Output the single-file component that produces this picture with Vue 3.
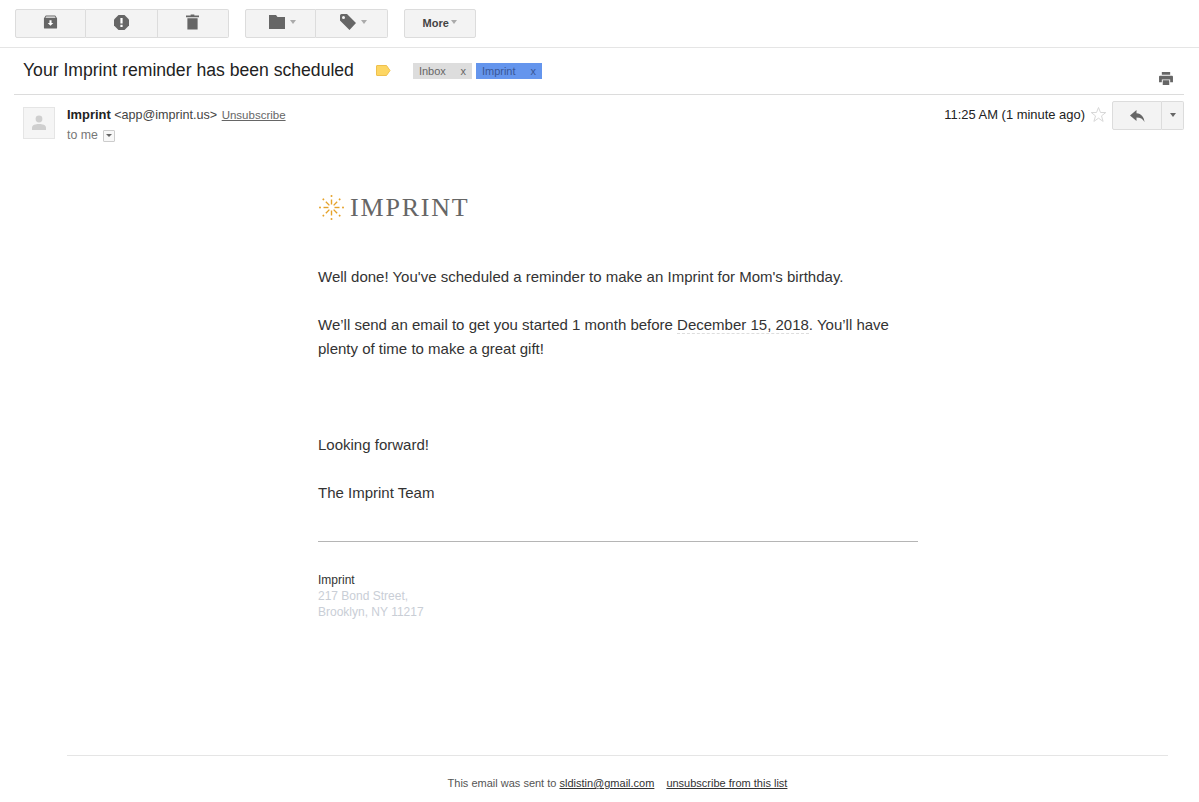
<script setup>
const rays = [0, 45, 90, 135, 180, 225, 270, 315];
</script>

<template>
  <div class="mail-page">
    <div class="toolbar">
      <div class="btn-group">
        <button class="tool-btn">
          <svg width="15" height="14" viewBox="0 0 16 14"><path d="M3 0h10l2 3v10a1 1 0 0 1-1 1H2a1 1 0 0 1-1-1V3zM2.500 2.500h11L12.500 1h-9z" fill="#666" fill-rule="evenodd"/><path d="M6.900 5h2.200v3H11l-3 3-3-3h1.900z" fill="#fff"/></svg>
        </button>
        <button class="tool-btn">
          <svg width="15" height="15" viewBox="0 0 15 15"><path d="M4.500 0h6L15 4.500v6L10.500 15h-6L0 10.500v-6z" fill="#666"/><path d="M6.400 3h2.200v5.600H6.400zM6.400 9.800h2.200V12H6.400z" fill="#fff"/></svg>
        </button>
        <button class="tool-btn">
          <svg width="13" height="16" viewBox="0 0 14 16"><path d="M5 0h4v1h5v2H0V1h5zM1.500 4h11v12h-11z" fill="#666"/></svg>
        </button>
      </div>
      <div class="btn-group">
        <button class="tool-btn has-caret">
          <svg width="16" height="14" viewBox="0 0 16 14"><path d="M0 0h7l1.500 2H16v12H0z" fill="#666"/></svg>
          <span class="caret"></span>
        </button>
        <button class="tool-btn has-caret">
          <svg width="16" height="16" viewBox="0 0 16 16"><path d="M0 1.500A1.500 1.500 0 0 1 1.500 0H7l9 9-6.500 7L0 6.500zM3.500 2a1.500 1.500 0 1 0 0 3 1.500 1.500 0 0 0 0-3z" fill="#666" fill-rule="evenodd"/></svg>
          <span class="caret"></span>
        </button>
      </div>
      <button class="tool-btn more-btn">More<span class="caret small"></span></button>
    </div>

    <div class="subject-row">
      <h1 class="subject">Your Imprint reminder has been scheduled</h1>
      <svg class="label-mark" width="15" height="11" viewBox="0 0 15 11"><path d="M1 .5h9.500L14 5.500l-3.500 5H1a.5.5 0 0 1-.5-.5V1A.5.5 0 0 1 1 .5z" fill="#fdd663" stroke="#efc04e"/></svg>
      <span class="tag tag-grey"><span>Inbox</span><span>x</span></span>
      <span class="tag tag-blue"><span>Imprint</span><span>x</span></span>
      <svg class="print-icon" width="14" height="13" viewBox="0 0 15 14"><path d="M3 0h9v3H3zM1 4h13a1 1 0 0 1 1 1v6h-3V8H3v3H0V5a1 1 0 0 1 1-1zM4 9h7v5H4z" fill="#666"/></svg>
    </div>

    <div class="sender-row">
      <div class="avatar">
        <svg width="14" height="15" viewBox="0 0 14 15"><circle cx="7" cy="4" r="3.400" fill="#cfcfcf"/><path d="M0 15v-2.500C0 10 3.500 9 7 9s7 1 7 3.500V15z" fill="#cfcfcf"/></svg>
      </div>
      <div class="sender-info">
        <div class="sender-line"><b>Imprint</b> <span class="addr">&lt;app@imprint.us&gt;</span> <a class="unsub">Unsubscribe</a></div>
        <div class="to-line">to me <span class="to-drop"><span class="caret tiny"></span></span></div>
      </div>
      <div class="sender-right">
        <span class="time">11:25 AM (1 minute ago)</span>
        <svg class="star" width="17" height="17" viewBox="0 0 17 17"><path d="M8.500 1.500l2 5h5.300l-4.300 3.400 1.600 5.500-4.600-3.200-4.600 3.200 1.600-5.500L1.200 6.500h5.300z" fill="#fff" stroke="#d8d8d8"/></svg>
        <div class="reply-group">
          <button class="reply-btn">
            <svg width="15" height="12" viewBox="0 0 15 12"><path d="M6.500 0v3.200C11.500 3.600 14 7 14.500 12 12.800 8.800 10.500 7.500 6.500 7.500V11L0 5.500z" fill="#666"/></svg>
          </button>
          <button class="reply-more"><span class="caret dark"></span></button>
        </div>
      </div>
    </div>

    <div class="mail-body">
      <div class="logo">
        <svg width="27" height="27" viewBox="-13.500 -13.500 27 27">
          <g v-for="a in rays" :key="a" :transform="`rotate(${a})`">
            <line x1="0" y1="-3" x2="0" y2="-8" stroke="#e5a22a" stroke-width="1.400"/>
            <circle cx="0" cy="-11.500" r="1" fill="#e5a22a"/>
          </g>
        </svg>
        <span class="logo-text">IMPRINT</span>
      </div>
      <p class="para first">Well done! You've scheduled a reminder to make an Imprint for Mom's birthday.</p>
      <p class="para">We’ll send an email to get you started 1 month before <span class="date">December 15, 2018</span>. You’ll have plenty of time to make a great gift!</p>
      <p class="para gap">Looking forward!</p>
      <p class="para">The Imprint Team</p>
      <div class="divider"></div>
      <div class="address">
        <div class="addr-name">Imprint</div>
        <div>217 Bond Street,</div>
        <div>Brooklyn, NY 11217</div>
      </div>
    </div>

    <div class="mail-footer">
      This email was sent to <a>sldistin@gmail.com</a><a class="foot-unsub">unsubscribe from this list</a>
    </div>
  </div>
</template>

<style scoped>
.mail-page {
  position: relative;
  width: 1199px;
  height: 802px;
  overflow: hidden;
  background: #fff;
  color: #222;
  font-family: "Liberation Sans", Arial, sans-serif;
}

.toolbar {
  display: flex;
  align-items: flex-start;
  gap: 16px;
  height: 38px;
  padding: 9px 0 0 15px;
  border-bottom: 1px solid #e5e5e5;
}

.btn-group {
  display: flex;
}

.tool-btn {
  display: flex;
  align-items: center;
  justify-content: center;
  gap: 7px;
  width: 71.330px;
  height: 29px;
  padding: 0 0 3px;
  background: #f3f3f3;
  border: 1px solid #dcdcdc;
  border-left-width: 0;
  font-family: inherit;
}

.tool-btn.has-caret {
  gap: 5px;
  padding-left: 4px;
}

.btn-group .tool-btn:first-child {
  border-left-width: 1px;
  border-radius: 2px 0 0 2px;
}

.btn-group .tool-btn:last-child {
  border-radius: 0 2px 2px 0;
}

.more-btn {
  width: 72px;
  gap: 2px;
  border-left-width: 1px;
  border-radius: 2px;
  font-size: 11px;
  font-weight: 700;
  color: #444;
  padding: 0 0 1px;
}

.caret {
  width: 0;
  height: 0;
  border-left: 3.500px solid transparent;
  border-right: 3.500px solid transparent;
  border-top: 4px solid #aaa;
  margin-top: -1px;
}

.caret.small {
  margin-top: -3px;
}

.caret.tiny {
  border-left-width: 3px;
  border-right-width: 3px;
  border-top: 3px solid #666;
  margin-top: 0;
}

.caret.dark {
  border-top-color: #666;
}

.subject-row {
  position: relative;
  display: flex;
  align-items: center;
  height: 44px;
  margin: 0 15px 0 14px;
  padding: 0 0 2px 9px;
  border-bottom: 1px solid #dcdcdc;
}

.subject {
  margin: 0 22px 0 0;
  font-size: 17.600px;
  font-weight: 400;
  color: #222;
  white-space: nowrap;
}

.label-mark {
  margin-right: 22px;
}

.tag {
  display: flex;
  justify-content: space-between;
  align-items: center;
  box-sizing: border-box;
  height: 16px;
  margin: 2px 4px 0 0;
  padding: 0 6px;
  font-size: 11px;
}

.tag-grey {
  width: 59px;
  background: #dddddd;
  color: #666;
}

.tag-blue {
  width: 66px;
  background: #6495ed;
  color: #3a5795;
}

.print-icon {
  position: absolute;
  right: 11px;
  top: 24px;
}

.sender-row {
  display: flex;
  align-items: flex-start;
  padding: 6px 15px 0 23px;
}

.avatar {
  display: flex;
  align-items: flex-end;
  justify-content: center;
  box-sizing: border-box;
  width: 32px;
  height: 32px;
  margin: 6px 12px 0 0;
  padding-bottom: 8px;
  background: #f5f5f5;
  border: 1px solid #e5e5e5;
}

.sender-info {
  flex: 1;
  padding-top: 7px;
  font-size: 12.350px;
}

.sender-line {
  line-height: 14px;
  white-space: nowrap;
  color: #222;
}

.sender-line b {
  font-size: 12.900px;
}

.addr {
  font-size: 12.600px;
  color: #444;
}

.unsub {
  font-size: 11.500px;
  color: #666;
  text-decoration: underline;
  margin-left: 1px;
}

.to-line {
  display: flex;
  align-items: center;
  gap: 5px;
  margin-top: 6px;
  line-height: 14px;
  color: #777;
}

.to-drop {
  display: flex;
  align-items: center;
  justify-content: center;
  box-sizing: border-box;
  width: 12px;
  height: 12px;
  border: 1px solid #ccc;
  border-radius: 1px;
  background: #f8f8f8;
  margin-top: 1px;
}

.sender-right {
  display: flex;
  align-items: flex-start;
}

.time {
  margin-top: 7px;
  font-size: 12.950px;
  line-height: 14px;
  color: #222;
  white-space: nowrap;
}

.star {
  margin: 5px 5px 0 5px;
}

.reply-group {
  display: flex;
  height: 29px;
}

.reply-btn,
.reply-more {
  display: flex;
  align-items: center;
  justify-content: center;
  height: 29px;
  padding: 0;
  background: #f3f3f3;
  border: 1px solid #dcdcdc;
}

.reply-btn {
  width: 50px;
  border-radius: 2px 0 0 2px;
}

.reply-more {
  width: 22px;
  border-left-width: 0;
  border-radius: 0 2px 2px 0;
}

.mail-body {
  width: 600px;
  margin-left: 318px;
  padding-top: 52px;
}

.logo {
  display: flex;
  align-items: center;
  gap: 5px;
  height: 27px;
}

.logo-text {
  font-family: "Liberation Serif", serif;
  font-size: 26px;
  letter-spacing: 1.800px;
  color: #666;
  line-height: 27px;
}

.para {
  margin: 24px 0 0;
  width: 580px;
  font-size: 15px;
  line-height: 24px;
  color: #333;
}

.para.first {
  margin-top: 44px;
}

.para.gap {
  margin-top: 72px;
}

.date {
  border-bottom: 1px dashed #ddd;
}

.divider {
  height: 1px;
  margin-top: 36px;
  background: #b5b5b5;
}

.address {
  margin-top: 30px;
  font-size: 12px;
  line-height: 16px;
  color: #c9ced6;
}

.addr-name {
  color: #333;
}

.mail-footer {
  position: absolute;
  top: 755px;
  left: 67px;
  width: 1101px;
  padding-top: 20px;
  border-top: 1px solid #e5e5e5;
  text-align: center;
  font-size: 11px;
  line-height: 14px;
  color: #555;
}

.mail-footer a {
  color: #333;
  text-decoration: underline;
}

.foot-unsub {
  margin-left: 12px;
}
</style>
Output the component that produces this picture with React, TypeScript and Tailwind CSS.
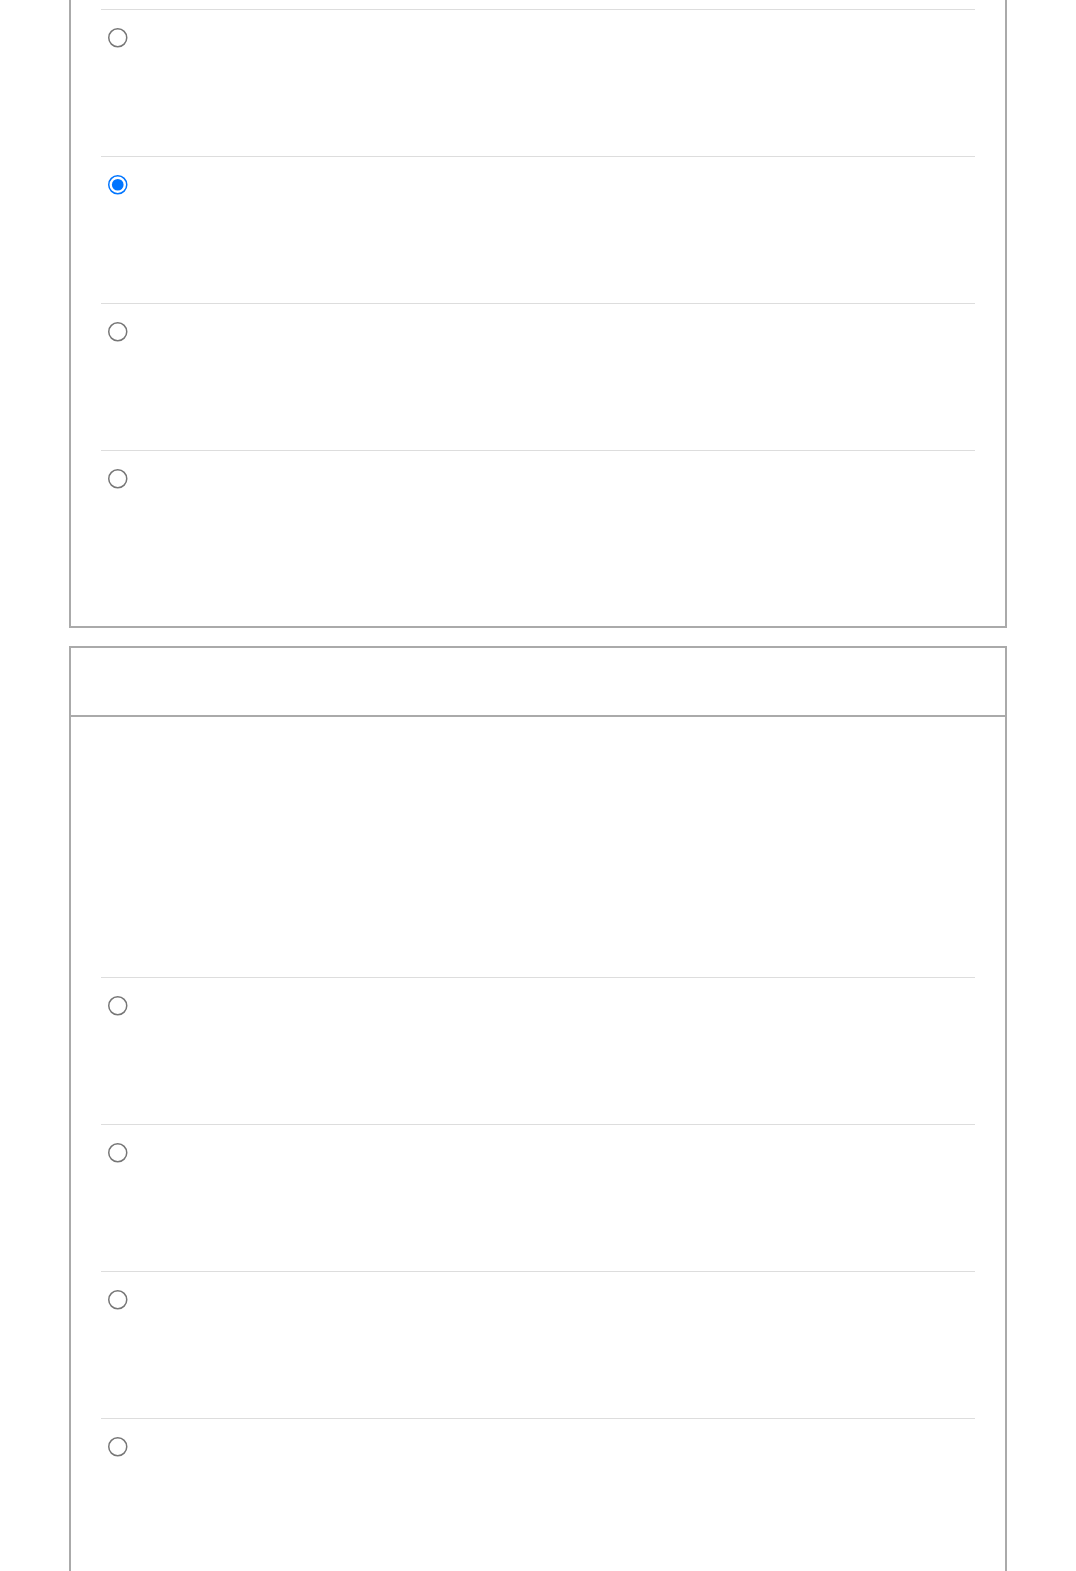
import React from "react";

function Row({ checked = false }: { checked?: boolean }) {
  return (
    <div className="h-[147px] border-t border-[#dddddd] pt-[18px]">
      <input
        type="radio"
        checked={checked}
        readOnly
        className="block m-0 ml-[7px] w-[13px] h-[13px] scale-150 origin-top-left"
      />
    </div>
  );
}

export default function App() {
  return (
    <div className="min-h-[1571px] bg-white font-['Liberation_Sans',sans-serif]">
      <div className="ml-[69px] w-[938px] border-x-2 border-b-2 border-[#aaaaaa] bg-white px-[30px] pt-[9px] pb-[29px]">
        <Row />
        <Row checked />
        <Row />
        <Row />
      </div>
      <div className="ml-[69px] mt-[18px] w-[938px] border-2 border-[#aaaaaa] bg-white">
        <div className="h-[69px] border-b-2 border-[#aaaaaa]" />
        <div className="px-[30px] pt-[260px] pb-[30px]">
          <Row />
          <Row />
          <Row />
          <Row />
        </div>
      </div>
    </div>
  );
}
══════════
> YOUR TASK:
From the line containing "Output the component" down to the last line of the data, print every line exactly and nothing else. Pictures stay out of the copy.

> ANSWER TO THIS TASK:
Output the component that produces this picture with React, TypeScript and Tailwind CSS.
import React from "react";

function Row({ checked = false }: { checked?: boolean }) {
  return (
    <div className="h-[147px] border-t border-[#dddddd] pt-[18px]">
      <input
        type="radio"
        checked={checked}
        readOnly
        className="block m-0 ml-[7px] w-[13px] h-[13px] scale-150 origin-top-left"
      />
    </div>
  );
}

export default function App() {
  return (
    <div className="min-h-[1571px] bg-white font-['Liberation_Sans',sans-serif]">
      <div className="ml-[69px] w-[938px] border-x-2 border-b-2 border-[#aaaaaa] bg-white px-[30px] pt-[9px] pb-[29px]">
        <Row />
        <Row checked />
        <Row />
        <Row />
      </div>
      <div className="ml-[69px] mt-[18px] w-[938px] border-2 border-[#aaaaaa] bg-white">
        <div className="h-[69px] border-b-2 border-[#aaaaaa]" />
        <div className="px-[30px] pt-[260px] pb-[30px]">
          <Row />
          <Row />
          <Row />
          <Row />
        </div>
      </div>
    </div>
  );
}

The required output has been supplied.